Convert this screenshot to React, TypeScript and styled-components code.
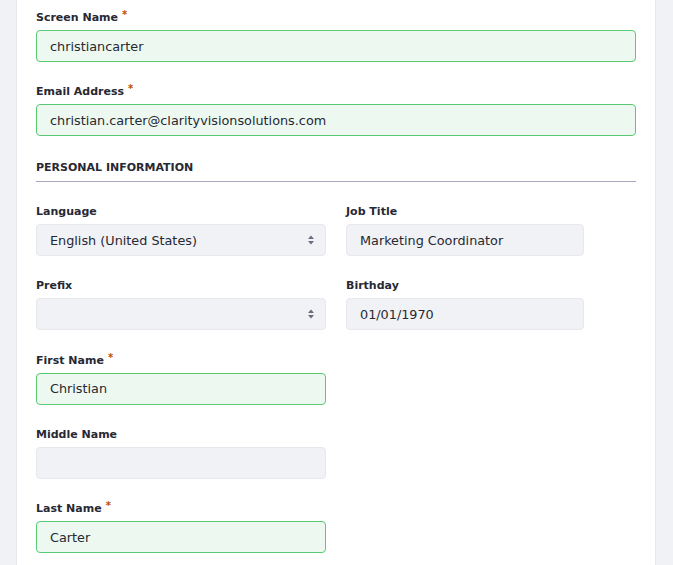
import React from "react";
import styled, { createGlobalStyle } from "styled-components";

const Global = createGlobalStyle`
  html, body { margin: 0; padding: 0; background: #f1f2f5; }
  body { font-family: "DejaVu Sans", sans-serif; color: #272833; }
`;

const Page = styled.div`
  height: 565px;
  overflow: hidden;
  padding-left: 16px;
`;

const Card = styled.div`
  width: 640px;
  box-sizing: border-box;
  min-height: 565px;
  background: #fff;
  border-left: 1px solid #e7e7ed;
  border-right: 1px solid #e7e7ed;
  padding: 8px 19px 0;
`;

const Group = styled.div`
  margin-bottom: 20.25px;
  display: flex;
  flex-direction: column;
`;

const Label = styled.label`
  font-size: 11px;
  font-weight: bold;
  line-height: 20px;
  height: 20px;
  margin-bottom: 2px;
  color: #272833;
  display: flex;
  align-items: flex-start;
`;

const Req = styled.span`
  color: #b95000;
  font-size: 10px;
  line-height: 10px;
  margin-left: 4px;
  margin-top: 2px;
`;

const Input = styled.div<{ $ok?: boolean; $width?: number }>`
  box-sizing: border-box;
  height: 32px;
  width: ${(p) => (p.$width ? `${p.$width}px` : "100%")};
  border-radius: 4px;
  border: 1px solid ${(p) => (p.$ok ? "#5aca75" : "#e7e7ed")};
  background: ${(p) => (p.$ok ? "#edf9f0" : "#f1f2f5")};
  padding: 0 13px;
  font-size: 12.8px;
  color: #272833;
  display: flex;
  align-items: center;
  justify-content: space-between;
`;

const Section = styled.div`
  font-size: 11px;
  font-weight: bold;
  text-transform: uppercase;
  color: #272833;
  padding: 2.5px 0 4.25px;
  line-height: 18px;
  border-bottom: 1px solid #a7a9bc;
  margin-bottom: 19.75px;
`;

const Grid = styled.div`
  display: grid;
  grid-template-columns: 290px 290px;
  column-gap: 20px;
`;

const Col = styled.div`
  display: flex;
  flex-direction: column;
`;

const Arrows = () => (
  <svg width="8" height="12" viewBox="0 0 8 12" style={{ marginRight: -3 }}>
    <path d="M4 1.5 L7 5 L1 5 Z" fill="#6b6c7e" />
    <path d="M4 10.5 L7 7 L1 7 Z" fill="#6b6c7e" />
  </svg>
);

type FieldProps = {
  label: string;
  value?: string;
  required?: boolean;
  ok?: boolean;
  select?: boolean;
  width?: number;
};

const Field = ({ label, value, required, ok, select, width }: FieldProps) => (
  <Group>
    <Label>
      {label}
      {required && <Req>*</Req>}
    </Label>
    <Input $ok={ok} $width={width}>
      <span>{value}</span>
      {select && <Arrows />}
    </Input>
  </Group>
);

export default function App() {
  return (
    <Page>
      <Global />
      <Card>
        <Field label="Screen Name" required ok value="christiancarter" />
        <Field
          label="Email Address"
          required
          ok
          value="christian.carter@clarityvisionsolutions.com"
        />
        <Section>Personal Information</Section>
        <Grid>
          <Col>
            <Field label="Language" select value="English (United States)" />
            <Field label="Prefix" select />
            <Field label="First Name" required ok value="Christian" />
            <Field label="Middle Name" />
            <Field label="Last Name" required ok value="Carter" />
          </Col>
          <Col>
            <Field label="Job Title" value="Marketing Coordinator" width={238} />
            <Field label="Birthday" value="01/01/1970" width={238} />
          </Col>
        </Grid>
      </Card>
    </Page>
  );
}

-------------------------

Exercise prompt — Take the data above and repeat it exactly, leaving each picture out.

Response to this exercise —
Convert this screenshot to React, TypeScript and styled-components code.
import React from "react";
import styled, { createGlobalStyle } from "styled-components";

const Global = createGlobalStyle`
  html, body { margin: 0; padding: 0; background: #f1f2f5; }
  body { font-family: "DejaVu Sans", sans-serif; color: #272833; }
`;

const Page = styled.div`
  height: 565px;
  overflow: hidden;
  padding-left: 16px;
`;

const Card = styled.div`
  width: 640px;
  box-sizing: border-box;
  min-height: 565px;
  background: #fff;
  border-left: 1px solid #e7e7ed;
  border-right: 1px solid #e7e7ed;
  padding: 8px 19px 0;
`;

const Group = styled.div`
  margin-bottom: 20.25px;
  display: flex;
  flex-direction: column;
`;

const Label = styled.label`
  font-size: 11px;
  font-weight: bold;
  line-height: 20px;
  height: 20px;
  margin-bottom: 2px;
  color: #272833;
  display: flex;
  align-items: flex-start;
`;

const Req = styled.span`
  color: #b95000;
  font-size: 10px;
  line-height: 10px;
  margin-left: 4px;
  margin-top: 2px;
`;

const Input = styled.div<{ $ok?: boolean; $width?: number }>`
  box-sizing: border-box;
  height: 32px;
  width: ${(p) => (p.$width ? `${p.$width}px` : "100%")};
  border-radius: 4px;
  border: 1px solid ${(p) => (p.$ok ? "#5aca75" : "#e7e7ed")};
  background: ${(p) => (p.$ok ? "#edf9f0" : "#f1f2f5")};
  padding: 0 13px;
  font-size: 12.8px;
  color: #272833;
  display: flex;
  align-items: center;
  justify-content: space-between;
`;

const Section = styled.div`
  font-size: 11px;
  font-weight: bold;
  text-transform: uppercase;
  color: #272833;
  padding: 2.5px 0 4.25px;
  line-height: 18px;
  border-bottom: 1px solid #a7a9bc;
  margin-bottom: 19.75px;
`;

const Grid = styled.div`
  display: grid;
  grid-template-columns: 290px 290px;
  column-gap: 20px;
`;

const Col = styled.div`
  display: flex;
  flex-direction: column;
`;

const Arrows = () => (
  <svg width="8" height="12" viewBox="0 0 8 12" style={{ marginRight: -3 }}>
    <path d="M4 1.5 L7 5 L1 5 Z" fill="#6b6c7e" />
    <path d="M4 10.5 L7 7 L1 7 Z" fill="#6b6c7e" />
  </svg>
);

type FieldProps = {
  label: string;
  value?: string;
  required?: boolean;
  ok?: boolean;
  select?: boolean;
  width?: number;
};

const Field = ({ label, value, required, ok, select, width }: FieldProps) => (
  <Group>
    <Label>
      {label}
      {required && <Req>*</Req>}
    </Label>
    <Input $ok={ok} $width={width}>
      <span>{value}</span>
      {select && <Arrows />}
    </Input>
  </Group>
);

export default function App() {
  return (
    <Page>
      <Global />
      <Card>
        <Field label="Screen Name" required ok value="christiancarter" />
        <Field
          label="Email Address"
          required
          ok
          value="christian.carter@clarityvisionsolutions.com"
        />
        <Section>Personal Information</Section>
        <Grid>
          <Col>
            <Field label="Language" select value="English (United States)" />
            <Field label="Prefix" select />
            <Field label="First Name" required ok value="Christian" />
            <Field label="Middle Name" />
            <Field label="Last Name" required ok value="Carter" />
          </Col>
          <Col>
            <Field label="Job Title" value="Marketing Coordinator" width={238} />
            <Field label="Birthday" value="01/01/1970" width={238} />
          </Col>
        </Grid>
      </Card>
    </Page>
  );
}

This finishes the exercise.